Data Mining and Integration

The central hypothesis of Thrust 1 of C-CAS is that better data lead to better performance by the machine learning algorithms. However, current datasets used for reaction predictions are mostly based on published literature, which has a substantial bias towards successful reactions, is often incomplete and sparse, and does not exploit the wealth of information encoded in molecular structure. Therefore, it is critical to create “better data” to guide understanding and predictability in chemical synthesis using machine learning.

A goal of C-CAS is to generate heterogeneous knowledge graphs, wherein the nodes can be a data source and the links are observed or inferred relationships among these data sources about chemical reactions. These knowledge graphs integrate information from many different sources, including high-throughput experimentation, atomistic calculations and unpublished datasets from electronic notebooks of our industrial and academic collaborators, in addition to the scientific literature and patent databases.

These can then be used to determine the features relevant for a chemical reaction. This work will also explore best practices for the generation and acquisition of clean datasets from High Throughput Experimentation (HTE) data, which will help answer the question about what are the most effective experiments to perform in order to obtain predictive models that extrapolate beyond the dataset. Finally, this Thrust will also focus on developing new strategies to describe molecular structures. An important pre-cursor to application of any machine learning algorithm is an effective feature representation of molecules. These features and descriptors about molecular structures will be incorporated into the knowledge graph representation.

Thrust 2: Optimization and Machine Learning

Optimization and Machine Learning

While there have been major recent advances in using ML for retrosynthetic planning and forward synthesis prediction, these advances represent necessary but not sufficient tools for the realization of computer-assisted synthesis planning. Reaction condition recommendation and optimization are essential elements of this long-term goal since the selection of “above the arrow” conditions governs the success or failure of reactions conducted in the laboratory. Further, reaction success and the definition of “optimal” has many attributes depending on the context, from high yield and selectivity to environmental impact and cost of components. 

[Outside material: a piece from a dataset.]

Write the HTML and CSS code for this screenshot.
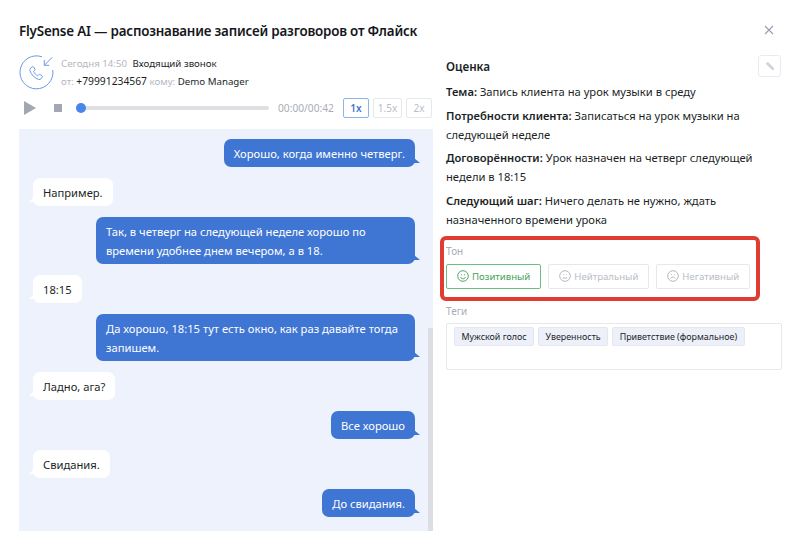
FILE: index.html
```html
<!DOCTYPE html>
<html lang="ru">
<head>
<meta charset="utf-8">
<title>FlySense AI</title>
<link rel="stylesheet" href="styles.css">
</head>
<body>
<div class="modal">
  <header class="head">
    <h1>FlySense AI — распознавание записей разговоров от Флайск</h1>
    <svg class="close" viewBox="0 0 10 10"><path d="M1 1l8 8M9 1l-8 8"/></svg>
  </header>
  <div class="cols">
    <section class="left">
      <div class="call">
        <svg class="call-icon" width="36" height="36" viewBox="0 0 36 36" fill="none">
          <path d="M23 1.800A16.500 16.500 0 1 0 33.800 15" />
          <path d="M33.300 2.300l-8 8M25.300 5v5.300h5" />
          <path d="M11.500 13.200l1.800-1.300c.6-.4 1.200-.3 1.500.3l1 1.800c.3.500.2 1-.2 1.400l-1 .9c.8 2 2.200 3.500 4 4.500l1-1c.4-.4 1-.5 1.500-.2l1.800 1.100c.6.300.7 1 .3 1.500l-1.300 1.700c-.5.600-1.300.8-2 .6-4.500-1.500-7.500-4.500-9-9-.2-.8 0-1.600.6-2.300z"/>
        </svg>
        <div class="call-text">
          <div class="line"><span class="muted">Сегодня 14:50</span> <span class="gap">Входящий звонок</span></div>
          <div class="line"><span class="muted">от:</span> <span class="phone">+79991234567</span> <span class="muted">кому:</span> Demo Manager</div>
        </div>
      </div>
      <div class="player">
        <svg class="play" width="12" height="14" viewBox="0 0 12 14"><path d="M0 0l12 7-12 7z"/></svg>
        <span class="stop"></span>
        <div class="track"><span class="knob"></span></div>
        <span class="time">00:00/00:42</span>
        <div class="speeds">
          <span class="speed on">1x</span>
          <span class="speed wide">1.5x</span>
          <span class="speed">2x</span>
        </div>
      </div>
      <div class="chat">
        <div class="msg out">Хорошо, когда именно четверг.</div>
        <div class="msg in">Например.</div>
        <div class="msg out">Так, в четверг на следующей неделе хорошо по времени удобнее днем вечером, а в 18.</div>
        <div class="msg in">18:15</div>
        <div class="msg out">Да хорошо, 18:15 тут есть окно, как раз давайте тогда запишем.</div>
        <div class="msg in">Ладно, ага?</div>
        <div class="msg out">Все хорошо</div>
        <div class="msg in">Свидания.</div>
        <div class="msg out">До свидания.</div>
        <span class="scroll"></span>
      </div>
    </section>
    <section class="right">
      <div class="rate-head">
        <h2>Оценка</h2>
        <span class="edit">
          <svg width="10" height="10" viewBox="0 0 11 11"><path d="M3 .8L.8 3l6.600 6.600 2.800.6-.6-2.800z"/></svg>
        </span>
      </div>
      <p class="item"><b>Тема:</b> Запись клиента на урок музыки в среду</p>
      <p class="item"><b>Потребности клиента:</b> Записаться на урок музыки на следующей неделе</p>
      <p class="item"><b>Договорённости:</b> Урок назначен на четверг следующей недели в 18:15</p>
      <p class="item"><b>Следующий шаг:</b> Ничего делать не нужно, ждать назначенного времени урока</p>
      <div class="tone-box">
        <div class="label">Тон</div>
        <div class="tones">
          <span class="tone pos">
            <svg viewBox="0 0 12 12"><circle cx="6" cy="6" r="5.300"/><path d="M3.500 7c.5 1.200 1.400 1.800 2.500 1.800S8 8.200 8.500 7"/><path class="eye" d="M4 4.300h.9v1H4zM7.100 4.300H8v1h-.9z"/></svg>Позитивный</span>
          <span class="tone">
            <svg viewBox="0 0 12 12"><circle cx="6" cy="6" r="5.300"/><path d="M3.700 8h4.600"/><path class="eye" d="M4 4.300h.9v1H4zM7.100 4.300H8v1h-.9z"/></svg>Нейтральный</span>
          <span class="tone">
            <svg viewBox="0 0 12 12"><circle cx="6" cy="6" r="5.300"/><path d="M3.500 8.700c.5-1.100 1.400-1.600 2.500-1.600s2 .5 2.500 1.600"/><path class="eye" d="M4 4.300h.9v1H4zM7.100 4.300H8v1h-.9z"/></svg>Негативный</span>
        </div>
      </div>
      <div class="label tags-label">Теги</div>
      <div class="tags">
        <span class="tag">Мужской голос</span>
        <span class="tag">Уверенность</span>
        <span class="tag">Приветствие (формальное)</span>
      </div>
    </section>
  </div>
</div>
</body>
</html>
```
FILE: styles.css
```css
* { box-sizing: border-box; }
html, body { margin: 0; height: 100%; background: #fff; }
body { font-family: "Noto Sans", sans-serif; color: #1c1f26; font-size: 11px; overflow: hidden; }
.modal { width: 800px; height: 549px; padding: 20px 18px 0 19px; }
.head { display: flex; justify-content: space-between; align-items: center; height: 22px; }
h1 { margin: 0; font-size: 13.400px; letter-spacing: -.2px; font-weight: 600; line-height: 22px; color: #15171c; }
.close { width: 10px; height: 10px; margin: -3px 8px 0 0; fill: none; stroke: #9a9db0; stroke-width: 1.100; }
.cols { display: flex; gap: 13px; margin-top: 13px; }
.left { width: 414px; flex: none; }
.right { width: 336px; flex: none; }
.call { display: flex; height: 36px; }
.call-icon { flex: none; stroke: #6a9be6; stroke-width: 1; }
.call-text { margin-left: 6px; }
.line { height: 18px; line-height: 17px; font-size: 9.700px; white-space: nowrap; }
.phone { font-size: 10.300px; }
.muted { color: #b3b7c0; }
.gap { margin-left: 3px; }
.player { display: flex; align-items: center; height: 20px; margin-top: 7px; }
.play { fill: #a3a7b3; margin-left: 5px; flex: none; }
.stop { width: 8px; height: 8px; background: #a3a7b3; margin-left: 18px; flex: none; }
.track { position: relative; width: 193px; height: 4px; border-radius: 2px; background: #dfe0e3; margin-left: 14px; flex: none; }
.knob { position: absolute; left: 0; top: -3px; width: 10px; height: 10px; border-radius: 50%; background: #4a86ea; }
.time { margin-left: 9px; color: #a9adb7; font-size: 10.200px; white-space: nowrap; width: 56px; flex: none; }
.speeds { display: flex; gap: 4px; margin-left: 9px; }
.speed { width: 26px; height: 20px; border: 1px solid #e6e8ec; border-radius: 2px; color: #b9bcc6; font-size: 10px; line-height: 18px; text-align: center; }
.speed.wide { width: 29px; }
.speed.on { border-color: #8eb4ec; color: #3f74cf; font-weight: 600; }
.chat { position: relative; display: flex; flex-direction: column; gap: 11px; align-items: flex-start; height: 402px; margin-top: 11px; padding: 10px 18px 0 14px; background: #eef2fd; }
.msg { position: relative; padding: 4.500px 10px; max-width: 319px; font-size: 11.200px; line-height: 19px; border-radius: 7px; }
.msg.in { background: #fff; color: #1c1f26; }
.msg.out { align-self: flex-end; background: #3f75d3; color: #fff; }
.msg::after { content: ""; position: absolute; bottom: 4px; width: 0; height: 0; border-style: solid; }
.msg.out::after { right: -5px; border-width: 5px 0 0 6px; border-color: transparent transparent transparent #3f75d3; }
.msg.in::after { left: -4px; border-width: 5px 5px 0 0; border-color: transparent #fff transparent transparent; }
.scroll { position: absolute; right: 0; bottom: 0; width: 5px; height: 203px; background: #dcdee3; }
.rate-head { display: flex; justify-content: space-between; align-items: flex-start; height: 27px; }
h2 { margin: 0; padding-top: 2px; font-size: 11.700px; line-height: 19px; font-weight: 600; }
.edit { display: flex; align-items: center; justify-content: center; width: 23px; height: 22px; margin-right: 1px; border: 1px solid #e9ebee; border-radius: 3px; }
.edit svg { fill: #d2d4da; }
.item { margin: 0 0 4.500px; font-size: 11.200px; line-height: 19px; }
.item b { font-weight: 600; }
.tone-box { width: 320px; height: 65px; margin: 7.500px 0 0 -6px; padding: 4px 0 0 2px; border: 4px solid #e03c31; border-radius: 6px; }
.label { color: #a9adb7; font-size: 10px; line-height: 14px; }
.tones { display: flex; gap: 7px; margin-top: 5.500px; }
.tone { display: flex; align-items: center; justify-content: center; height: 25px; padding: 0 10px; border: 1px solid #e6e8ec; border-radius: 2px; color: #b9bcc6; font-size: 9.600px; white-space: nowrap; }
.tone svg { width: 12px; height: 12px; margin-right: 3px; fill: none; stroke: #aeb1bb; stroke-width: .9; }
.tone .eye { fill: currentColor; stroke: none; }
.tone.pos { border-color: #6cbf80; color: #3fa257; }
.tone.pos svg { stroke: #3fa257; }
.tags-label { margin-top: 3px; }
.tags { display: flex; gap: 4px; align-items: flex-start; height: 47px; margin-top: 5px; padding: 3px 7px; border: 1px solid #e6e8ec; border-radius: 2px; }
.tag { height: 19px; padding: 0 6.500px; background: #edf0f8; border: 1px solid #e4e7f0; border-radius: 2px; font-size: 8.900px; line-height: 17px; white-space: nowrap; color: #22252c; }
```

A goal of C-CAS is to develop active and transfer learning methods that disrupt the current practices in “over the arrow” prediction and optimization by integrating software engineering, computational chemistry, and ML tools with experimental methods in chemical synthesis. We will ask:

  1. Does ML-driven optimization outperform traditional optimization campaigns in synthetic chemistry?
  2. How can a workflow be developed that utilizes the fewest number of experiments possible to obtain predictive models?
  3. How can ML inform new reaction development through the interconnectedness of previously developed reactions?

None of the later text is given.